Following up on Monday’s op-ed, ‘Gitmo’s Indefensible Lawyers,’ Debra Burlingame and Thomas Joscelyn have more about Amnesty International, Human Rights Watch, and current Department of Justice Gitmo Task Force lawyer Jennifer Daskal today in The Weekly Standard. Here is an excerpt and the link:

President Bush “will go down in history as the torture president,” Daskal told the Associated Press in March 2008. “The Bush administration continues to insist that CIA and other nonmilitary interrogators are not bound by the military rules and has reportedly given CIA interrogators the green light to use a range of so-called ‘enhanced’ interrogation techniques, including prolonged sleep deprivation, painful stress positions, and exposure to extreme cold,” Daskal added.

Daskal’s anti-CIA activism was not limited to making hyperbolic statements to the press. Daskal and Human Rights Watch played a significant role in uncovering the CIA’s secret detention facilities in Eastern Europe and Afghanistan, where top terrorists were detained and interrogated.

On November 2, 2005, Dana Priest of the Washington Post reported that the “CIA has been hiding and interrogating some of its most important al Qaeda captives at a Soviet-era compound in Eastern Europe.” The Post, citing the government’s security concerns, did not name the countries where the facilities were located. But just a few days later, on November 6, 2005, Human Rights Watch revealed the countries in a posting on its website. The organization said it had “collected information that CIA airplanes traveling from Afghanistan in 2003 and 2004 made direct flights to remote airfields in Poland and Romania.” The organization encouraged European officials to investigate further, and the Europeans did just that.

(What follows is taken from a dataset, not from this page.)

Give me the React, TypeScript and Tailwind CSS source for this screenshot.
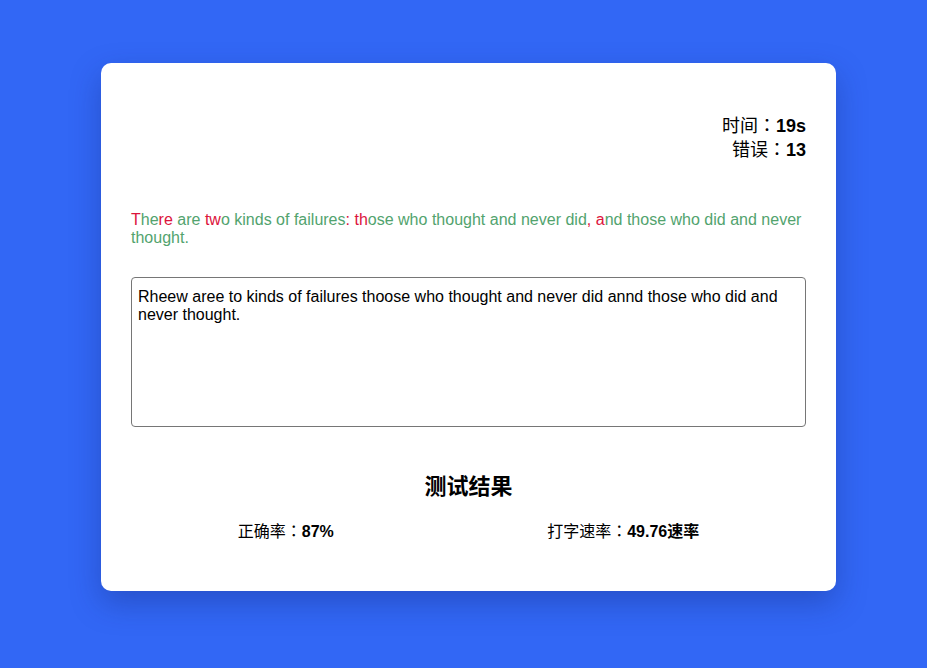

Next week, when Attorney General Eric Holder appears before the Senate Judiciary Committee, I hope they ask him if Daskal has had direct access to the CIA’s agreements with the countries that assisted America, the transportation assets, and what intelligence Khalid Sheikh Mohammed and the other high-value al Qaeda detainees provided. I mean, it seems like a good place to start.